──────── Data provided ────────

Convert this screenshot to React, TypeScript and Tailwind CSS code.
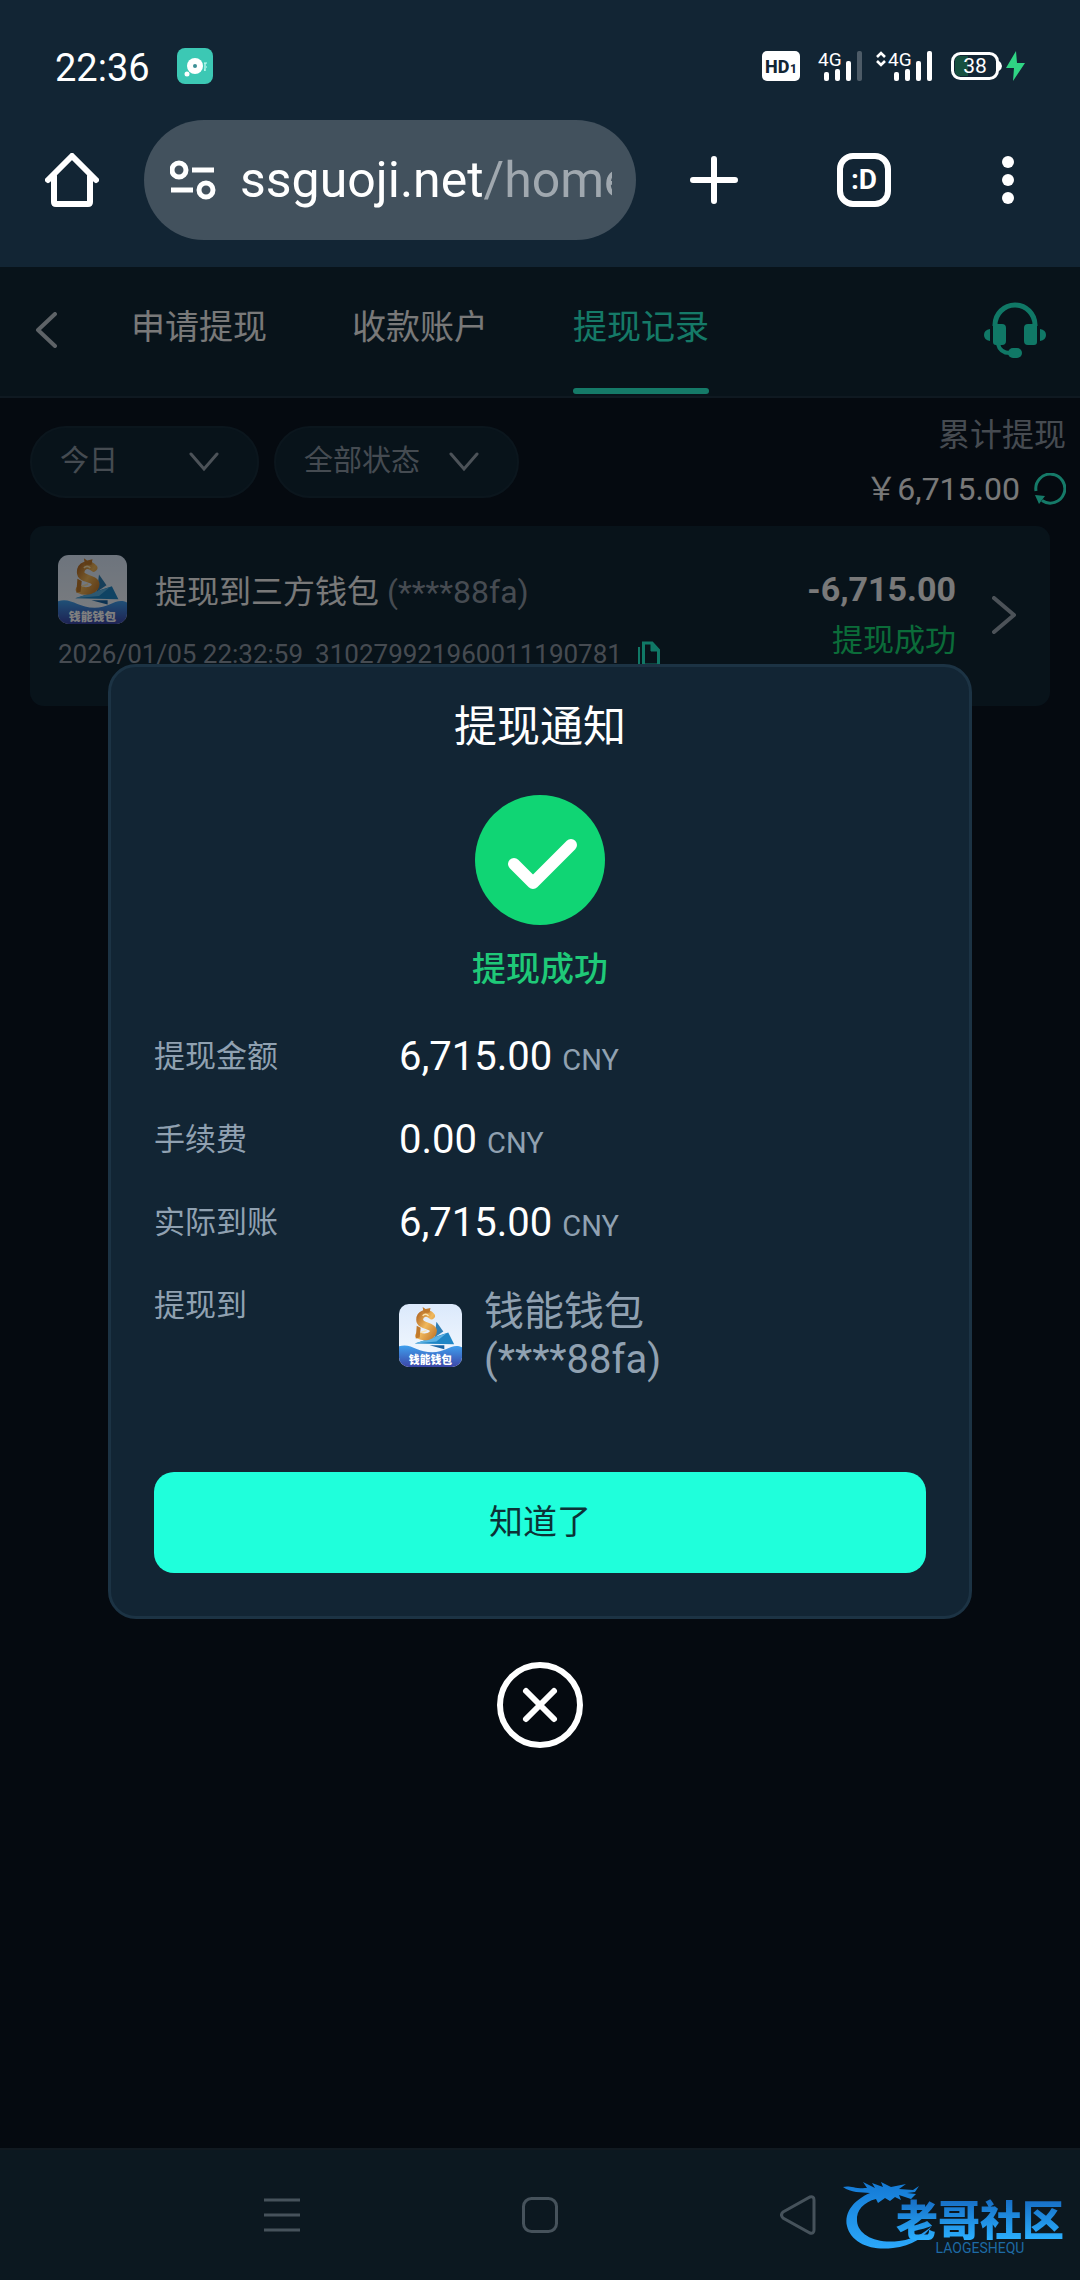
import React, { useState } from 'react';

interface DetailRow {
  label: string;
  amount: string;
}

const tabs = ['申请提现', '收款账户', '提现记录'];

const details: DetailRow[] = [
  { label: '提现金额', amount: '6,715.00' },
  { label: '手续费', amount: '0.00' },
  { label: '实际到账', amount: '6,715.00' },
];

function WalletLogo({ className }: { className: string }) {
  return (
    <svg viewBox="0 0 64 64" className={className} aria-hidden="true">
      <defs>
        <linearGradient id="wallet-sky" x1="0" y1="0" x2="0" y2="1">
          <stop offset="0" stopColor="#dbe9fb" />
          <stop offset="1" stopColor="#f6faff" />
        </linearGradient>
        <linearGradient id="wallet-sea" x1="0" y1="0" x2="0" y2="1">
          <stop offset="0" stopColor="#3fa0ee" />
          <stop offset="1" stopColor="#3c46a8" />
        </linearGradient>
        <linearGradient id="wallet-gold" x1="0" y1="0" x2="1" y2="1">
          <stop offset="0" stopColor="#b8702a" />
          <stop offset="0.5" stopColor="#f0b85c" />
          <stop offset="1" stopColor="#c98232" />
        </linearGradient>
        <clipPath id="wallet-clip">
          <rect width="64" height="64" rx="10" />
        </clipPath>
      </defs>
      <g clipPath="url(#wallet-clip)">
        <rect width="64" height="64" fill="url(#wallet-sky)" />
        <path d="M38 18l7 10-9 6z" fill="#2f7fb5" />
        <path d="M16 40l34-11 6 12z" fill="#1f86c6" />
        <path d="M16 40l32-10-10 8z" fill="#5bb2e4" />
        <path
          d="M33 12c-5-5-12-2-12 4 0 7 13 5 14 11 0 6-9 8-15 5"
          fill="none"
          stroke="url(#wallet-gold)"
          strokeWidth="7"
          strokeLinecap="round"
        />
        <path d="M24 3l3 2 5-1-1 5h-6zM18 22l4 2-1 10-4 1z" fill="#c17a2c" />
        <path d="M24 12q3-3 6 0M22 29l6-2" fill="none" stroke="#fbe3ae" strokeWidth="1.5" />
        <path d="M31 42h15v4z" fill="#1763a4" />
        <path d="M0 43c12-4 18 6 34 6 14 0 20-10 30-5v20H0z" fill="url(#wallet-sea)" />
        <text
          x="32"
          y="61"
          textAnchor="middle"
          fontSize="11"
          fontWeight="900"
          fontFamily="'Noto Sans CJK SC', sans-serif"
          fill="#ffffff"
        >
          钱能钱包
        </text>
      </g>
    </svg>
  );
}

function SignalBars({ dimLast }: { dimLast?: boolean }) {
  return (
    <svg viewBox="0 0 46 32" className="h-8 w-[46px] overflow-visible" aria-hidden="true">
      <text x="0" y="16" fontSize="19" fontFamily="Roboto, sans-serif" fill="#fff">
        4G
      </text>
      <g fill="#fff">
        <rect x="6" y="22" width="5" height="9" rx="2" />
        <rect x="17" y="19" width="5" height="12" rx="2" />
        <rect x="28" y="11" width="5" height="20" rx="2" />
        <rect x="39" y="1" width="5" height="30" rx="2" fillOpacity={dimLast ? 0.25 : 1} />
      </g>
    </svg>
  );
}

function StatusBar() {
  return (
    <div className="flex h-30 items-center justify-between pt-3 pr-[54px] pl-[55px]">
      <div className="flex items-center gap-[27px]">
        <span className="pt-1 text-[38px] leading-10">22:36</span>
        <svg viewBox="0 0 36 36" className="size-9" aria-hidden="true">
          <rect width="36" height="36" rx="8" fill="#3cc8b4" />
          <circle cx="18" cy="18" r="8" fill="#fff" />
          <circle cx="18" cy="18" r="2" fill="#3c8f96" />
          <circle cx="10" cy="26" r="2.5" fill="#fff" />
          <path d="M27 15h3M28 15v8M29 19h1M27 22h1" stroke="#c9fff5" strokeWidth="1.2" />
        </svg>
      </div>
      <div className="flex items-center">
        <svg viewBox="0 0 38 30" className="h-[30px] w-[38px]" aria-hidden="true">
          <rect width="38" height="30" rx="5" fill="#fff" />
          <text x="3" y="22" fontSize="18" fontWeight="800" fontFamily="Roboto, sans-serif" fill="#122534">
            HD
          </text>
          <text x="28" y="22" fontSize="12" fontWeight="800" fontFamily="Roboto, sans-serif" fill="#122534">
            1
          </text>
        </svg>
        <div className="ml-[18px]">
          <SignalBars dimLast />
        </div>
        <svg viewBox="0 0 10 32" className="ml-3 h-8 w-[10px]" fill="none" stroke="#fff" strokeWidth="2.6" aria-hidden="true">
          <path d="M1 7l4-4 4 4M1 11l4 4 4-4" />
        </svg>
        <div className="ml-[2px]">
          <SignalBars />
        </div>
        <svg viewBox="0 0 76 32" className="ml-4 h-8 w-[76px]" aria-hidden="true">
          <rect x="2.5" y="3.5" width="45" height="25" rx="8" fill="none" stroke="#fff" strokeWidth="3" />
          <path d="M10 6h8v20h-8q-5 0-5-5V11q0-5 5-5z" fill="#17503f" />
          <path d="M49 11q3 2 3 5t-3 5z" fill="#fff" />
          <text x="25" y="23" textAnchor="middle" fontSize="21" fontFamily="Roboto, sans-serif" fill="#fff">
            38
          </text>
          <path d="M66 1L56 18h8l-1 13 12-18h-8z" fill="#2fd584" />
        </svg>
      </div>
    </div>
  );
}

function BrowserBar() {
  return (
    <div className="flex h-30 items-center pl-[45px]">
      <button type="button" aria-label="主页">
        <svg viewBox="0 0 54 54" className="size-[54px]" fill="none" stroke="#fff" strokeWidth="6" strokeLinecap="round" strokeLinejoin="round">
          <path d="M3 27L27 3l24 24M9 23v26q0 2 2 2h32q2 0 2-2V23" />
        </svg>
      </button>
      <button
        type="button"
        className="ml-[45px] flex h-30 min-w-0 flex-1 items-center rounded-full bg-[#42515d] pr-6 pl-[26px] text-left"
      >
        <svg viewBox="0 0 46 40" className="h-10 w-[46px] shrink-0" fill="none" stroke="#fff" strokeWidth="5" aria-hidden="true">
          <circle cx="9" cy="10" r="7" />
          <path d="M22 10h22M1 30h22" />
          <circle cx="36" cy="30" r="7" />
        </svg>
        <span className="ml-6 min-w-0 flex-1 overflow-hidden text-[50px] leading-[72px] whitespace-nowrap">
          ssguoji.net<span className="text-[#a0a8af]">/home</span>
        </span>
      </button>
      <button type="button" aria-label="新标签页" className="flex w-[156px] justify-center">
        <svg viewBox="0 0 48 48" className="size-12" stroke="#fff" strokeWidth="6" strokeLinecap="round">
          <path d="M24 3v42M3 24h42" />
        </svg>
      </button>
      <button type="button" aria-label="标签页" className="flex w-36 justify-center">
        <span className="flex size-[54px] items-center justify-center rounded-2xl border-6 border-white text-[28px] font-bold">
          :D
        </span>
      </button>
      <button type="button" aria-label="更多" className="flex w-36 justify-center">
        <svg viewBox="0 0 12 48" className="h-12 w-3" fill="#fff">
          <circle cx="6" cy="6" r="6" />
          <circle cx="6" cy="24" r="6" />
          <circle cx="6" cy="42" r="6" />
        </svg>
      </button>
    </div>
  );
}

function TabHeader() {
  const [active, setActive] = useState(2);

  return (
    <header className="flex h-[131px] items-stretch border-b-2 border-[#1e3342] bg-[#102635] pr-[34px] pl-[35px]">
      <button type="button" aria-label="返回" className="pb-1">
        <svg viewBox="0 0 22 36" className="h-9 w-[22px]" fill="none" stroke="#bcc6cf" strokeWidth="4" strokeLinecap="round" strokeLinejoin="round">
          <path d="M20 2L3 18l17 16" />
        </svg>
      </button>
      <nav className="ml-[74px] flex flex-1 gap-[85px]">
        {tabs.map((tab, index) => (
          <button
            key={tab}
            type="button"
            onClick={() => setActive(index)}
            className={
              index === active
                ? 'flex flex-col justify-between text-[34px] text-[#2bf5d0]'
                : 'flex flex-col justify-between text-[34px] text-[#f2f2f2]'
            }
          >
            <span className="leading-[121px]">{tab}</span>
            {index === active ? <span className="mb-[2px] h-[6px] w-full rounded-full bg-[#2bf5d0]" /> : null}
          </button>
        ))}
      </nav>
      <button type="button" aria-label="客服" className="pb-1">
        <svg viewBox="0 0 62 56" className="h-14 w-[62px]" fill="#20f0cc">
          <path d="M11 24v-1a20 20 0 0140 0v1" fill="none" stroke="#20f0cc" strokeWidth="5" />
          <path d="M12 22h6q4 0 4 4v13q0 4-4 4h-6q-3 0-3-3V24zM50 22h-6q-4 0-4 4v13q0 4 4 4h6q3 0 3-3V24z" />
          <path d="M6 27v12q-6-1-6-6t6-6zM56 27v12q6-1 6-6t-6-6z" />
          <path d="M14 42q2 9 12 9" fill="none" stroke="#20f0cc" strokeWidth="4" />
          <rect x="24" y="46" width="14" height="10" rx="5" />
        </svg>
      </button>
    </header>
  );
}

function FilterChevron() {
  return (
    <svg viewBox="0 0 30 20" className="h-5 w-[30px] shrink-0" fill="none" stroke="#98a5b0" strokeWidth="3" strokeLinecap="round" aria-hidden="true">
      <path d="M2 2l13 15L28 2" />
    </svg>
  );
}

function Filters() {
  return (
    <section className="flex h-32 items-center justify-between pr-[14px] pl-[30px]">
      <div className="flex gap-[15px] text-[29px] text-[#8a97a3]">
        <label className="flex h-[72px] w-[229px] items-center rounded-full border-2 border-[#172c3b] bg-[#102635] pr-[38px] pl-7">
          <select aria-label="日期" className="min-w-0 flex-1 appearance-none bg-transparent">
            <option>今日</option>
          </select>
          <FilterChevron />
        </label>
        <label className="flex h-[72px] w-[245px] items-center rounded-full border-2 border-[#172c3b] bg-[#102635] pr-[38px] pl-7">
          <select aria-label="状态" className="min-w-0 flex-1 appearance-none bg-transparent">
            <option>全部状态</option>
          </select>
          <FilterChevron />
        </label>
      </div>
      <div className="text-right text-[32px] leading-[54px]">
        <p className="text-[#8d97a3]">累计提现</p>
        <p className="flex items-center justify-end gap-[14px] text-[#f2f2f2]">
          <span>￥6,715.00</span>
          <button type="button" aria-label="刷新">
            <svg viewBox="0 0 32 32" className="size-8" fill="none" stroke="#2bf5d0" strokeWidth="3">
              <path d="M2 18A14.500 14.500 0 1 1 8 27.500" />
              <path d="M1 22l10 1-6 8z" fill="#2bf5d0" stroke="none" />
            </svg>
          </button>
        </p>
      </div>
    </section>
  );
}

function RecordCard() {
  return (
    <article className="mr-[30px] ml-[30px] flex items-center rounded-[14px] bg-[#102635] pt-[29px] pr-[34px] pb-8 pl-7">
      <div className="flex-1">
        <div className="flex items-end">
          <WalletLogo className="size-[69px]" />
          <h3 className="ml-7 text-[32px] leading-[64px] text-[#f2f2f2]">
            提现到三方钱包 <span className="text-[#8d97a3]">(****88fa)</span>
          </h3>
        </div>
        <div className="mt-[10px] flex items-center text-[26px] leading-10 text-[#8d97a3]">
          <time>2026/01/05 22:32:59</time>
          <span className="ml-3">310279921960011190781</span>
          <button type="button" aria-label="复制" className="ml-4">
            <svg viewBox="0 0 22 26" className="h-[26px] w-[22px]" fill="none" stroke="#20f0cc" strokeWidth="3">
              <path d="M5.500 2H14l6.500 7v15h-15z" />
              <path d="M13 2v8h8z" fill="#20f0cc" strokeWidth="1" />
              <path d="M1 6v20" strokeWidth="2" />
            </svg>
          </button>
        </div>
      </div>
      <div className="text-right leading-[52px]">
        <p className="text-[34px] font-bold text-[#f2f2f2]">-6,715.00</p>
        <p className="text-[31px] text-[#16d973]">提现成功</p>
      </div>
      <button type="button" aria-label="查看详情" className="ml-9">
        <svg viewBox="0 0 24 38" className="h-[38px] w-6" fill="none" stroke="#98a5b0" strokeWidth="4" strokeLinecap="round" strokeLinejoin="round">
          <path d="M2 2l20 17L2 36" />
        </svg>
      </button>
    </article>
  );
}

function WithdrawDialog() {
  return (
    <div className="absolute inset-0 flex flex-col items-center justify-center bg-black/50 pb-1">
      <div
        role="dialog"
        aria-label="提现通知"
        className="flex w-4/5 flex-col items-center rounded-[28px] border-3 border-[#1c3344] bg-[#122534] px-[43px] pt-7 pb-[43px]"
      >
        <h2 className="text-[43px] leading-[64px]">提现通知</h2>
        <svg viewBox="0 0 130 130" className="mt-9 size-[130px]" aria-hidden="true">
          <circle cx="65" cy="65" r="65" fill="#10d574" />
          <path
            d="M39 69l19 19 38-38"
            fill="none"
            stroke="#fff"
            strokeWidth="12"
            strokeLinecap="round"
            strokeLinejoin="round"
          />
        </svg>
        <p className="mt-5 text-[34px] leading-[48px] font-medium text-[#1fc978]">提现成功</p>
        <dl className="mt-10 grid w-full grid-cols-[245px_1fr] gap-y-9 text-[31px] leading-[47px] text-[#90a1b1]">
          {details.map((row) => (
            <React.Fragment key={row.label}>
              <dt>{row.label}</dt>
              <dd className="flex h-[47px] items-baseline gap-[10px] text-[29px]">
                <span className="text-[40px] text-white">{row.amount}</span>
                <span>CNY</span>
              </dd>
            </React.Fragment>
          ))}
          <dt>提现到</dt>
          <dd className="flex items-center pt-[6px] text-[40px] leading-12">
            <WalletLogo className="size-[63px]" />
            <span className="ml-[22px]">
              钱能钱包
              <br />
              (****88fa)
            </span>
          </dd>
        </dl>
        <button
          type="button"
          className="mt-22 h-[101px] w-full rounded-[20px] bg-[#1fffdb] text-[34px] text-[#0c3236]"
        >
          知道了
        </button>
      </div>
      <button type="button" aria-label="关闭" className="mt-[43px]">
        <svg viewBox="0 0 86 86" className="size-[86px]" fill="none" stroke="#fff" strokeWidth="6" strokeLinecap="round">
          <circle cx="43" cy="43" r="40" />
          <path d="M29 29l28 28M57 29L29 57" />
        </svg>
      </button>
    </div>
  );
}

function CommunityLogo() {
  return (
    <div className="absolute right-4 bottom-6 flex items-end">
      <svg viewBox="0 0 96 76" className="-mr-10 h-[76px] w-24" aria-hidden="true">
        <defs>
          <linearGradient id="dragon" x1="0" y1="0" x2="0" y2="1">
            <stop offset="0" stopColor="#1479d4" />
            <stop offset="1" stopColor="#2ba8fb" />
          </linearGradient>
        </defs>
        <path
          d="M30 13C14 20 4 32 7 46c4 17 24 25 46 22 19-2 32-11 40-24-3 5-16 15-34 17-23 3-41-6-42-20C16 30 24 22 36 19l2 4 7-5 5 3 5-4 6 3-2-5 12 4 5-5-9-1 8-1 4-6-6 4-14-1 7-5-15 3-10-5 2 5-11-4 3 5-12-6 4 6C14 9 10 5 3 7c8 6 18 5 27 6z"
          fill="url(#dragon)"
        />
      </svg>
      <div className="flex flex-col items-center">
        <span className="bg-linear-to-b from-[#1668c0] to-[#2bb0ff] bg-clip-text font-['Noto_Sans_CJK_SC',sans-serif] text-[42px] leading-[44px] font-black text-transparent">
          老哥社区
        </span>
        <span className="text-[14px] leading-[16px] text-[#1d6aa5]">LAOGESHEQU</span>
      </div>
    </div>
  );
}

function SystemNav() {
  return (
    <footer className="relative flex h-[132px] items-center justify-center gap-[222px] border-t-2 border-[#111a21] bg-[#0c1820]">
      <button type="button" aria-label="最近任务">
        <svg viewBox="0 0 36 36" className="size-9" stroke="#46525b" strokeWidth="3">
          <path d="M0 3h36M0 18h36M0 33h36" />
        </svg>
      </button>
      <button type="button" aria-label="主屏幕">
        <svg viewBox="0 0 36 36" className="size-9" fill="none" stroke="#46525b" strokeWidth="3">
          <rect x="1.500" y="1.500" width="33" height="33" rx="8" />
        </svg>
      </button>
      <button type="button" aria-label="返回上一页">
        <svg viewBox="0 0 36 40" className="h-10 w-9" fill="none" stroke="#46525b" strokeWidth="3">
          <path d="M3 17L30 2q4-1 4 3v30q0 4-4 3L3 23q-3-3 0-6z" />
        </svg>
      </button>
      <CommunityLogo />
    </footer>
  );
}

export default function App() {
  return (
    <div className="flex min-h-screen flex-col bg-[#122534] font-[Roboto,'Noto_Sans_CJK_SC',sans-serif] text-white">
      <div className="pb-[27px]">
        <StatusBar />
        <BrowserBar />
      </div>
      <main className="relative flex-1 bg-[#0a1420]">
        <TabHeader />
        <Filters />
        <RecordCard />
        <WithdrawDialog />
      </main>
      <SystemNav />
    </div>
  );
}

────────

What you are asked to do:
Take each line containing the string "React" and copy it out.

Correct response:
Convert this screenshot to React, TypeScript and Tailwind CSS code.
import React, { useState } from 'react';
            <React.Fragment key={row.label}>
            </React.Fragment>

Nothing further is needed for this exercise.